In childhood- which toys belong to which child? Who gets what, make sure it's fair unless it's in your favor. Children are the least susceptible to the tragedy of the commons, but nonetheless are a part of it. Watch them. Watch what they fight about- aren't they the most angry when they don't get their way? When the game doesn't go how they wish it to, when they don't get the toy they wished for.
And teenage years. Oh the sweet, sweet torture. The years of me. Am I pretty, handsome enough? Do they like me? What are they thinking about me? I bet they talk behind my back and say mean things. Does this look good on me?
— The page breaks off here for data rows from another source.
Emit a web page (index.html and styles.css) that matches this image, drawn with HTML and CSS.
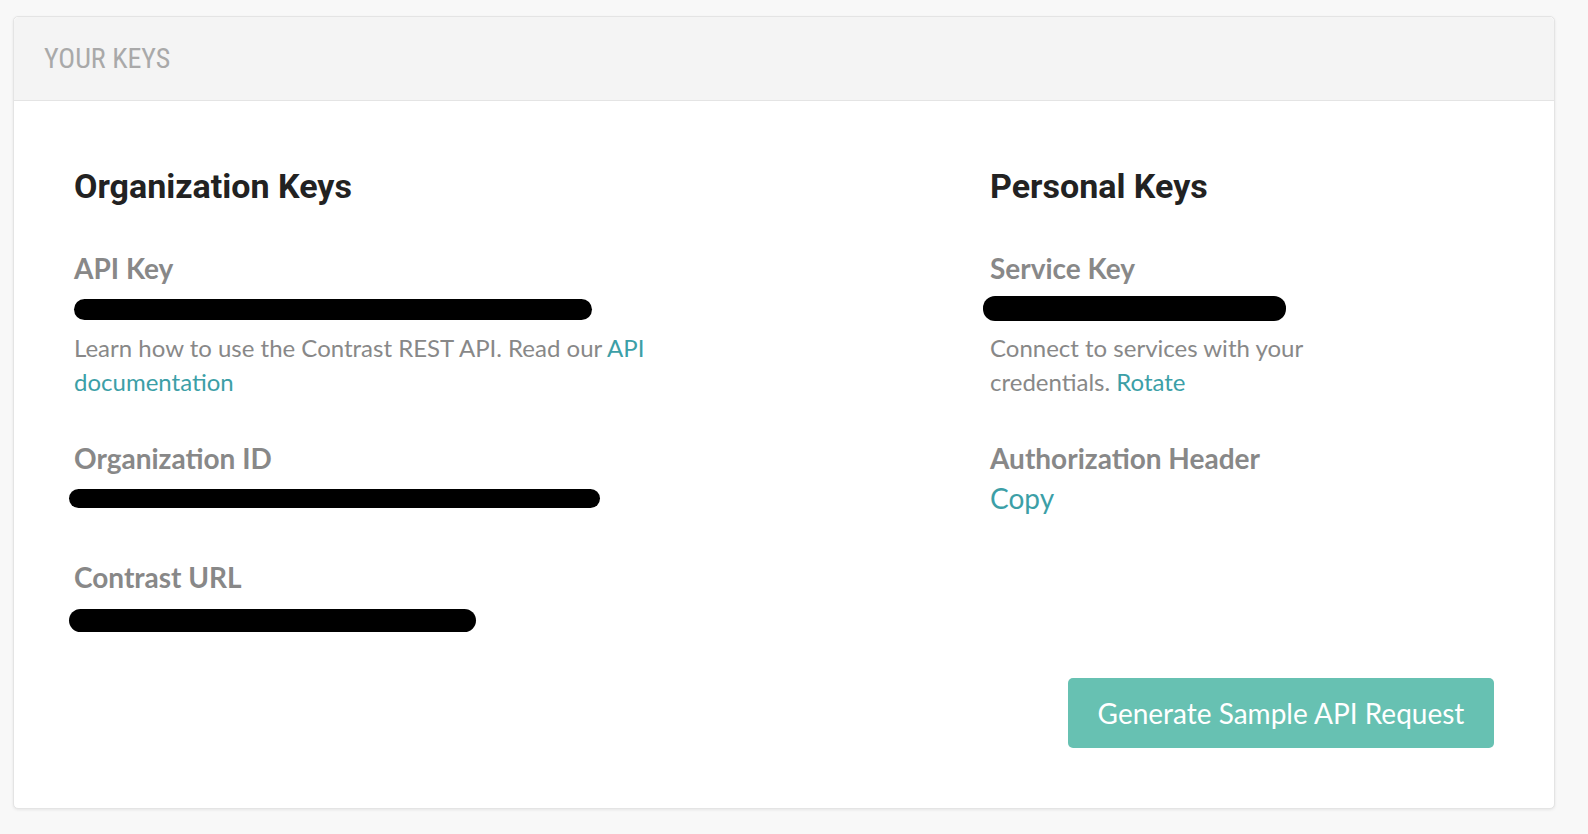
FILE: index.html
```html
<!DOCTYPE html>
<html lang="en">
<head>
<meta charset="utf-8">
<title>Your Keys</title>
<link rel="stylesheet" href="styles.css">
</head>
<body>
<div class="page">
  <section class="panel">
    <header class="panel-header">
      <h1 class="panel-title">YOUR KEYS</h1>
    </header>
    <div class="panel-body">
      <div class="columns">
        <div class="column">
          <h2 class="column-title">Organization Keys</h2>
          <div class="field">
            <div class="field-label">API Key</div>
            <div class="field-value"><span class="redact redact-api"></span></div>
            <p class="field-desc desc-left">Learn how to use the Contrast REST API. Read our <a href="#" class="link">API</a> <a href="#" class="link">documentation</a></p>
          </div>
          <div class="field">
            <div class="field-label">Organization ID</div>
            <div class="field-value"><span class="redact redact-org"></span></div>
          </div>
          <div class="field">
            <div class="field-label">Contrast URL</div>
            <div class="field-value"><span class="redact redact-url"></span></div>
          </div>
        </div>
        <div class="column">
          <h2 class="column-title">Personal Keys</h2>
          <div class="field">
            <div class="field-label">Service Key</div>
            <div class="field-value"><span class="redact redact-service"></span></div>
            <p class="field-desc desc-right">Connect to services with your credentials. <a href="#" class="link">Rotate</a></p>
          </div>
          <div class="field">
            <div class="field-label">Authorization Header</div>
            <a href="#" class="link copy-link">Copy</a>
          </div>
        </div>
      </div>
      <div class="actions">
        <button class="btn-primary" type="button">Generate Sample API Request</button>
      </div>
    </div>
  </section>
</div>
</body>
</html>
```

FILE: styles.css
```css
* { box-sizing: border-box; }

html, body {
  margin: 0;
  padding: 0;
  background: #f8f8f8;
}

body {
  font-family: "Lato", "Liberation Sans", sans-serif;
  color: #888888;
}

.page {
  padding: 16px 33px 20px 13px;
}

.panel {
  background: #ffffff;
  border: 1px solid #e4e4e4;
  border-radius: 5px;
  box-shadow: 0 1px 3px rgba(0, 0, 0, 0.08);
}

.panel-header {
  height: 84px;
  background: #f4f4f4;
  border-bottom: 1px solid #e4e4e4;
  border-radius: 5px 5px 0 0;
  display: flex;
  align-items: center;
  padding-left: 30px;
}

.panel-title {
  margin: 0;
  font-family: "Roboto", "Liberation Sans", sans-serif;
  font-weight: 400;
  font-size: 28px;
  font-stretch: 80%;
  color: #a9a9a9;
}

.panel-body {
  padding: 65px 60px 60px 60px;
}

.columns {
  display: grid;
  grid-template-columns: 916px 1fr;
}

.column-title {
  margin: 0 0 45px 0;
  font-family: "Roboto", "Liberation Sans", sans-serif;
  font-weight: 700;
  font-size: 34px;
  line-height: 40px;
  color: #222222;
}

.field {
  margin-bottom: 39px;
}

.field:last-child {
  margin-bottom: 0;
}

.field-label {
  font-weight: 700;
  font-size: 28px;
  line-height: 34px;
  color: #888888;
}

.field-value {
  display: flex;
  align-items: flex-start;
  height: 46px;
}

.redact {
  display: block;
  background: #000000;
  border-radius: 12px;
}

.redact-api {
  width: 518px;
  height: 21px;
  margin-top: 14px;
}

.redact-org {
  width: 531px;
  height: 19px;
  margin-top: 14px;
  margin-left: -5px;
}

.redact-url {
  width: 407px;
  height: 23px;
  margin-top: 15px;
  margin-left: -5px;
}

.redact-service {
  width: 303px;
  height: 25px;
  margin-top: 11px;
  margin-left: -7px;
}

.field-desc {
  margin: 0;
  padding-bottom: 3px;
  font-size: 24px;
  line-height: 34px;
  color: #888888;
}

.desc-left { max-width: 660px; }
.desc-right { max-width: 380px; }

.link {
  color: #3c9fa7;
  text-decoration: none;
}

.copy-link {
  display: block;
  margin-top: 6px;
  font-size: 28px;
  line-height: 34px;
}

.actions {
  display: flex;
  justify-content: flex-end;
  margin-top: 38px;
}

.btn-primary {
  width: 426px;
  height: 70px;
  border: none;
  border-radius: 5px;
  background: #67c1b2;
  color: #ffffff;
  font-family: "Lato", "Liberation Sans", sans-serif;
  font-size: 28px;
  font-weight: 400;
  padding: 0;
  cursor: pointer;
}
```
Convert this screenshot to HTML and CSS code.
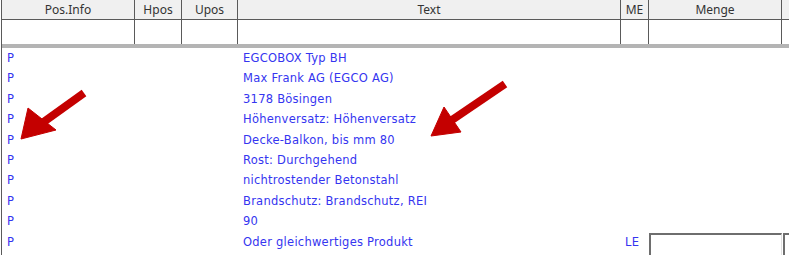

In some ways, this is an important time of self-discovery, of learning and growing, but in other ways, it is an epitome of the tragedy. This time that is more full of sadness and exuberance than any other, but also so much more self-centered. It is a rare person that will do something that doesn't benefit them in some way. "What's in it for me?"
This is the issue: What we teach them. How we live. What do they see? We are all the same at heart. We are all self-interested, with that nagging hint of virtue. But if we let the virtue rule, what a world that would be. Yet self-interest keeps it from happening. Self-interest destroys relationships, destroys people, destroys worlds. This is the true tragedy of the commons.